**Problem to solve**
Only the number is wanted: how many lines in the data contain "components"?

= = =

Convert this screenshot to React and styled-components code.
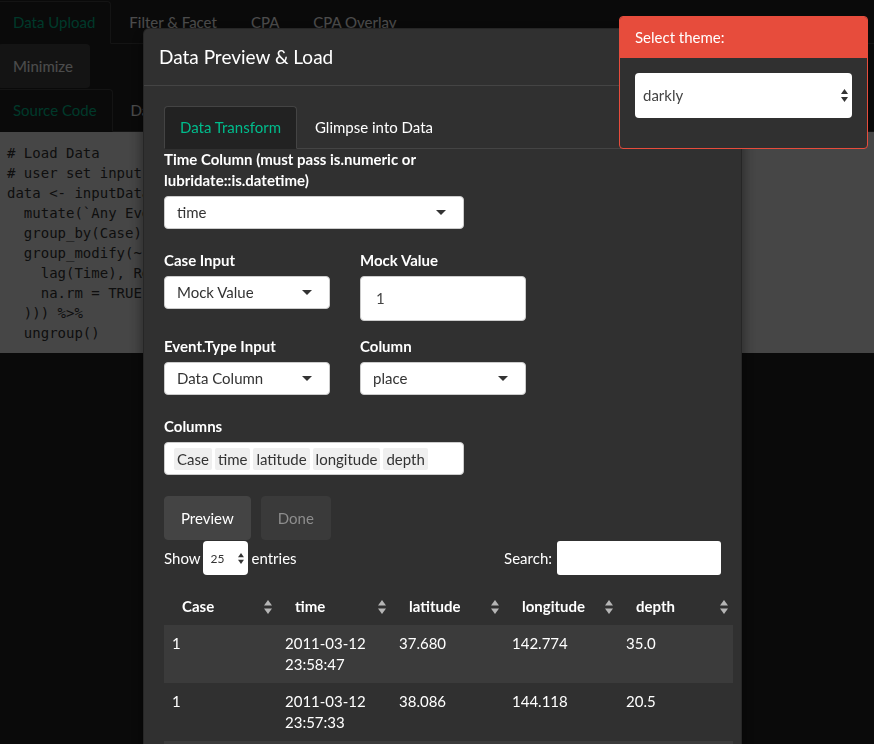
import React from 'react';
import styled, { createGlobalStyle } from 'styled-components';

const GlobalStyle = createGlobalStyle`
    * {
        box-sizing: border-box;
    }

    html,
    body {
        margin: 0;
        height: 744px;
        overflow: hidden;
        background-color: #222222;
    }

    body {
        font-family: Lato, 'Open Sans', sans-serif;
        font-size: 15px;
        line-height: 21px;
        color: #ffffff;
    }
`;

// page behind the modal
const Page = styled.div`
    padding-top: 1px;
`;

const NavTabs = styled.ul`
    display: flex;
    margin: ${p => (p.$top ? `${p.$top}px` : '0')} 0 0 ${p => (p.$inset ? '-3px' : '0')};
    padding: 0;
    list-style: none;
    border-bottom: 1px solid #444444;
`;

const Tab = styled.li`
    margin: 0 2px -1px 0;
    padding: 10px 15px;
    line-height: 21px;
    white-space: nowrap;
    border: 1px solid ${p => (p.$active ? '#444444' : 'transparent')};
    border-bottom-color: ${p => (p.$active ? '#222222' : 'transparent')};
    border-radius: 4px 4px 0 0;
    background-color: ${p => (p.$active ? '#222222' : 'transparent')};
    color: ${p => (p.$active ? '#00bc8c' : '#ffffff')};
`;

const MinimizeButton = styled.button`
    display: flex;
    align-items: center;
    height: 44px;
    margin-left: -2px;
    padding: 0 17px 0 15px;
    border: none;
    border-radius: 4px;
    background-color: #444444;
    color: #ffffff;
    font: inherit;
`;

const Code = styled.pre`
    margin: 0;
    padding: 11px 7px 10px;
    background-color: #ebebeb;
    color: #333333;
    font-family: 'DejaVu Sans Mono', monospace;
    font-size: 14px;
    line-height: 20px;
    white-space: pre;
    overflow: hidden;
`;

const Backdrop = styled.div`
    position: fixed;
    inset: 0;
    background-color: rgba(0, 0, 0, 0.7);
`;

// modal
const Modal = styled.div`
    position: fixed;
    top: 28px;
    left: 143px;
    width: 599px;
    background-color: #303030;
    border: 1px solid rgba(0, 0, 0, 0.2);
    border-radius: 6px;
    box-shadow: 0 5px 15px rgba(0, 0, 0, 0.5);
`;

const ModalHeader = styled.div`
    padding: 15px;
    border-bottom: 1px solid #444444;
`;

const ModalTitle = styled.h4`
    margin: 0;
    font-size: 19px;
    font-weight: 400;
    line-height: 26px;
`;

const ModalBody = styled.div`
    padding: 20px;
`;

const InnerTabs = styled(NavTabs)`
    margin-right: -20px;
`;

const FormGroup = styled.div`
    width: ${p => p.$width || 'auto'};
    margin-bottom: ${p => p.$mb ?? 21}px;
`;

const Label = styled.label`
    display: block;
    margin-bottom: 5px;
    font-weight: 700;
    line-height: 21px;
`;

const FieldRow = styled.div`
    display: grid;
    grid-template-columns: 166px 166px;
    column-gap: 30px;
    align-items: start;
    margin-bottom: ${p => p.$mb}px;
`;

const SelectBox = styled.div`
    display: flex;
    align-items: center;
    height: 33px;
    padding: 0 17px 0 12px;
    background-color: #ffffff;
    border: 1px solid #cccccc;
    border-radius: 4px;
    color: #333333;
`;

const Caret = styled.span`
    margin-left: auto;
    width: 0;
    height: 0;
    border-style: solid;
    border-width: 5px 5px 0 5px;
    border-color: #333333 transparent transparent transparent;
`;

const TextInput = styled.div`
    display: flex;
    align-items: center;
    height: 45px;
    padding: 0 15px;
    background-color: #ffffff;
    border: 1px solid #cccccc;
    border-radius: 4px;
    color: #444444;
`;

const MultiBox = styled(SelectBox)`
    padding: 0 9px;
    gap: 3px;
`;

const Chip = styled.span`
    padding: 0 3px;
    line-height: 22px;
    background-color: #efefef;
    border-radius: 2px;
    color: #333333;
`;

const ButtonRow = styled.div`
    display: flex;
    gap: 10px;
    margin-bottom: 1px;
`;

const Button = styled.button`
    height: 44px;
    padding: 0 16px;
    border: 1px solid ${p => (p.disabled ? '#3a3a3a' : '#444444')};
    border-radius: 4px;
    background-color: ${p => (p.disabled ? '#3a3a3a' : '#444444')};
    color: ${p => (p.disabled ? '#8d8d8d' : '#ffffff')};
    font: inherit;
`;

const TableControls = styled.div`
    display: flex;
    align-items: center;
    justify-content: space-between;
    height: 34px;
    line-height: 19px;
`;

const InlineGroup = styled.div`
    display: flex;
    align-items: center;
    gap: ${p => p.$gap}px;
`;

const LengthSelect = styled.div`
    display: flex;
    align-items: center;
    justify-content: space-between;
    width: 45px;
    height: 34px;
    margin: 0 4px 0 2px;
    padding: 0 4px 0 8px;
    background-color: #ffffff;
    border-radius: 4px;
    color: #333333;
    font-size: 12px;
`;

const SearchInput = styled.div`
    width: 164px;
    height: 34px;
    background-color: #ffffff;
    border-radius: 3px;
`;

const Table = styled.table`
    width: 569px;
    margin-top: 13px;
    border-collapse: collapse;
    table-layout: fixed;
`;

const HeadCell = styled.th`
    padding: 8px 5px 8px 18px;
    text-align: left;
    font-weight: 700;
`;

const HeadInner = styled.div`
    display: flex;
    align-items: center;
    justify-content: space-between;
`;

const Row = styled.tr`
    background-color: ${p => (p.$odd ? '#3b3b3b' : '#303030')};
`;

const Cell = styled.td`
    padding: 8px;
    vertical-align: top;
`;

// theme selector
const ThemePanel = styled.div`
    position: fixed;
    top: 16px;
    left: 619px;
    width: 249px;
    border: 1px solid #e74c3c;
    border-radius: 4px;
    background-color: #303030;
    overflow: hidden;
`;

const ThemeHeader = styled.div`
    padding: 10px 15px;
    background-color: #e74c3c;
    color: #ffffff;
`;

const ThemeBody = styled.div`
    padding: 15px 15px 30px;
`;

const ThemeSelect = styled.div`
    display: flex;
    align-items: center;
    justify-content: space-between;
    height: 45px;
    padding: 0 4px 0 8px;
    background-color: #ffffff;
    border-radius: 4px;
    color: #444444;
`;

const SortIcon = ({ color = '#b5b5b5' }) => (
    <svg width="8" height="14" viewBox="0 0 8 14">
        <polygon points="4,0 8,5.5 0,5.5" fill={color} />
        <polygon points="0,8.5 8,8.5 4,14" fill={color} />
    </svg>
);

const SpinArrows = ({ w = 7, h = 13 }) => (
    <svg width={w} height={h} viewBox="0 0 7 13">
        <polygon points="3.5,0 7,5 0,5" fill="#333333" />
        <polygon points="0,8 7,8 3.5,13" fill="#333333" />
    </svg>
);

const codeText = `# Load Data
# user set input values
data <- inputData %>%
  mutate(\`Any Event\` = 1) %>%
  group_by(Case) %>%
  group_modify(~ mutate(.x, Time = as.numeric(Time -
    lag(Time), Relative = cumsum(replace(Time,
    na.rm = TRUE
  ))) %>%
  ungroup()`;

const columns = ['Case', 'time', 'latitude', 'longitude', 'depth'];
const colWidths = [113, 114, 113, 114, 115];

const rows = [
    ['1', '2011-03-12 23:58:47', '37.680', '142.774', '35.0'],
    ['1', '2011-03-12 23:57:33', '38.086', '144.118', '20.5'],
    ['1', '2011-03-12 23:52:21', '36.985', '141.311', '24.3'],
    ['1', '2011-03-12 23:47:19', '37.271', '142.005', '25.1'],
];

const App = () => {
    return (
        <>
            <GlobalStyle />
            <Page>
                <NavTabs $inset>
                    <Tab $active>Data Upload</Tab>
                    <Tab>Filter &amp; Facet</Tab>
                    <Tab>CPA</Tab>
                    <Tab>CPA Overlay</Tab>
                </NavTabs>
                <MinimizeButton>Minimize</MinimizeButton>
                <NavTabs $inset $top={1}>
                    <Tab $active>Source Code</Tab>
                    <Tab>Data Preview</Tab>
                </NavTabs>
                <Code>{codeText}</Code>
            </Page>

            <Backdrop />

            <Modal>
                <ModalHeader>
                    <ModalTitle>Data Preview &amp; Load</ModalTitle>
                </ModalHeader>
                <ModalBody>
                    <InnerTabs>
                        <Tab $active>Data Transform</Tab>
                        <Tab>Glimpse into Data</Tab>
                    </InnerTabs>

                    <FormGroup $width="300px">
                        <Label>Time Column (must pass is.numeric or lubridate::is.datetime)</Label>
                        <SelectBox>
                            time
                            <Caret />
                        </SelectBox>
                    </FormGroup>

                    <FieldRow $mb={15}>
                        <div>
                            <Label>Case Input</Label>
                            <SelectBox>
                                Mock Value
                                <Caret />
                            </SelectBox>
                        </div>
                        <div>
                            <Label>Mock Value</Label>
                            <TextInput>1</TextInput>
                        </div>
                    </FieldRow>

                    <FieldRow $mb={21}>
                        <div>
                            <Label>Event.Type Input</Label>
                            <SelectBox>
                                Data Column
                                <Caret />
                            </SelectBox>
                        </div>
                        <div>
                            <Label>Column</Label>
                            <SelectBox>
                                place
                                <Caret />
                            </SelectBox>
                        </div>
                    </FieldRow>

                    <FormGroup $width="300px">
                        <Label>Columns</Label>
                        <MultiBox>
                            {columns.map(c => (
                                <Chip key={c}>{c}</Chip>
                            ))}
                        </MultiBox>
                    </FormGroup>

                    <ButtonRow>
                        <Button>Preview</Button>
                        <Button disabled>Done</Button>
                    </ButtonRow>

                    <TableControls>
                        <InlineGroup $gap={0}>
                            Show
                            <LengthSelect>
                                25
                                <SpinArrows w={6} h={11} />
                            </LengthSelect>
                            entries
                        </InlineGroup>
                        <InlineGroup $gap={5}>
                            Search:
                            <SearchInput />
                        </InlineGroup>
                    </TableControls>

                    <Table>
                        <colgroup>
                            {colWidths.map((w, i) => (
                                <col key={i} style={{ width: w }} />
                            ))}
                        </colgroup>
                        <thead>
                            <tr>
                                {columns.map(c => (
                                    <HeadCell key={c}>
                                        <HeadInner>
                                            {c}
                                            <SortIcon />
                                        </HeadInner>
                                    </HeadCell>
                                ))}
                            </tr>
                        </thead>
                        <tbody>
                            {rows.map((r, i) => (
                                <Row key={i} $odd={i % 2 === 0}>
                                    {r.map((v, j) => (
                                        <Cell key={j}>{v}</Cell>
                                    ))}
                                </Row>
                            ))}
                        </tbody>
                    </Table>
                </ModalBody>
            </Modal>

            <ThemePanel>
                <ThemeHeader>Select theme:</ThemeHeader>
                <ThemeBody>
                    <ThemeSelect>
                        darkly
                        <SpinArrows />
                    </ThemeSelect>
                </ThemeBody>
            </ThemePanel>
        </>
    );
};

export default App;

= = =

**Response to the task**
2